WRITTEN TASK » Show, in full, each line of the data that contains "styles".

=== SOURCE DATA ===

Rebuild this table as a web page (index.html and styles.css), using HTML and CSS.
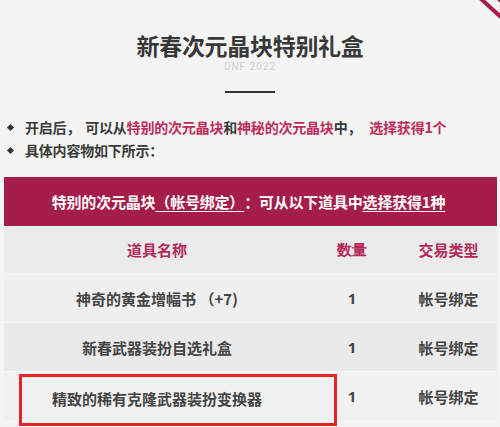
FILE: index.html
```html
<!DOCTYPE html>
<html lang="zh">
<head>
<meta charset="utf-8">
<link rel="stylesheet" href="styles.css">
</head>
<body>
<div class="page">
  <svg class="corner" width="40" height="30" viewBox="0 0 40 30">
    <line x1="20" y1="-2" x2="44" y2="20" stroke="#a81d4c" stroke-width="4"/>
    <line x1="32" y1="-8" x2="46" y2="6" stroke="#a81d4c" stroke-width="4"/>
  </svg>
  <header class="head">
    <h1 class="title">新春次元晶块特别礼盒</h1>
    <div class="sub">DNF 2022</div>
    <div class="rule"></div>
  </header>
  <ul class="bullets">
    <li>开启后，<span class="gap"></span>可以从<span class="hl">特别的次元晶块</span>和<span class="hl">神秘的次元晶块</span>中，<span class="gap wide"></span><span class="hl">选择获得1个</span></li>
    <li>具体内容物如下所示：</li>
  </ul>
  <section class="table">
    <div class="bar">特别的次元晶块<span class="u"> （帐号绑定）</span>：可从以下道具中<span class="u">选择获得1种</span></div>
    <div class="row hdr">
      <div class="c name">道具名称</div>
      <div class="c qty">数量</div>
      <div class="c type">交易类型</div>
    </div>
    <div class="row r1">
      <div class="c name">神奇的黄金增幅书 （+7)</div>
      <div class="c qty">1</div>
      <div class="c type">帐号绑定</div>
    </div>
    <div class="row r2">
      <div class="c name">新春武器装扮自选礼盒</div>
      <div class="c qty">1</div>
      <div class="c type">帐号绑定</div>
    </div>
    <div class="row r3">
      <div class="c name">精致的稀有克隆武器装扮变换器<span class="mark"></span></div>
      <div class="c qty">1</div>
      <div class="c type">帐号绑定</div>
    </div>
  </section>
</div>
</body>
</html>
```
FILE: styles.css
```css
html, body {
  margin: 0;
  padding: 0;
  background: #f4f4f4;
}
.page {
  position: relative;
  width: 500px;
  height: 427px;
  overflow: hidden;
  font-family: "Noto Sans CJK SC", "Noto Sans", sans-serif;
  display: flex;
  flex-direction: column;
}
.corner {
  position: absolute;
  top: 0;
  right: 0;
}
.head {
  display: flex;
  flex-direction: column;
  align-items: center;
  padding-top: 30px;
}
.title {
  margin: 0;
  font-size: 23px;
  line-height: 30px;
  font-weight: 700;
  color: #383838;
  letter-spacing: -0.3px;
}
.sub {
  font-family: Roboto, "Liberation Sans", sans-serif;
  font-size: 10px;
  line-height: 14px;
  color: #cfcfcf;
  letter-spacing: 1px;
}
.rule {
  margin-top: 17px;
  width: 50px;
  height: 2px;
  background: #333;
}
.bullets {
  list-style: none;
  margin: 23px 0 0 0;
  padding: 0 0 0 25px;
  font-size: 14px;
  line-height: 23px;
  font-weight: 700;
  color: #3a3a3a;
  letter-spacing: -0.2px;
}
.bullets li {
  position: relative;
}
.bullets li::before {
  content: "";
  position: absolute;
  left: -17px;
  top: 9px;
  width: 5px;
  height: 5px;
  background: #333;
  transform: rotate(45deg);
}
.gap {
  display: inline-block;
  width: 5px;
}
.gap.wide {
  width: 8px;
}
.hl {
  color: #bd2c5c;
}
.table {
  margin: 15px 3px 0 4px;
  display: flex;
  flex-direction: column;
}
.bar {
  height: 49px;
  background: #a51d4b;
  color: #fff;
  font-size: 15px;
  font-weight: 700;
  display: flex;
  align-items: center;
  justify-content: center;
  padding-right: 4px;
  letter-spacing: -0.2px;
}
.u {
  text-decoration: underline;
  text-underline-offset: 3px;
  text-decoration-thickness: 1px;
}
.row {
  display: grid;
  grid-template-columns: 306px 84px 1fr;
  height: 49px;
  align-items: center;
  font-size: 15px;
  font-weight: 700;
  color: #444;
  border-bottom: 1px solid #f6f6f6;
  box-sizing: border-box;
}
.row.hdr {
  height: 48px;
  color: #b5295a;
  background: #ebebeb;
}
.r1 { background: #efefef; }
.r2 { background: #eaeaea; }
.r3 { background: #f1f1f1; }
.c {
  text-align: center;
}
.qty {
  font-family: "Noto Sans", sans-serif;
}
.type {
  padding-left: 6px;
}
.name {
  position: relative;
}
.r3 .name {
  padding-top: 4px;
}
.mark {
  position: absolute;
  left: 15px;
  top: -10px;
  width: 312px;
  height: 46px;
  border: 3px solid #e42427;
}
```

===

EXERCISE OUTPUT »
Rebuild this table as a web page (index.html and styles.css), using HTML and CSS.
<link rel="stylesheet" href="styles.css">
FILE: styles.css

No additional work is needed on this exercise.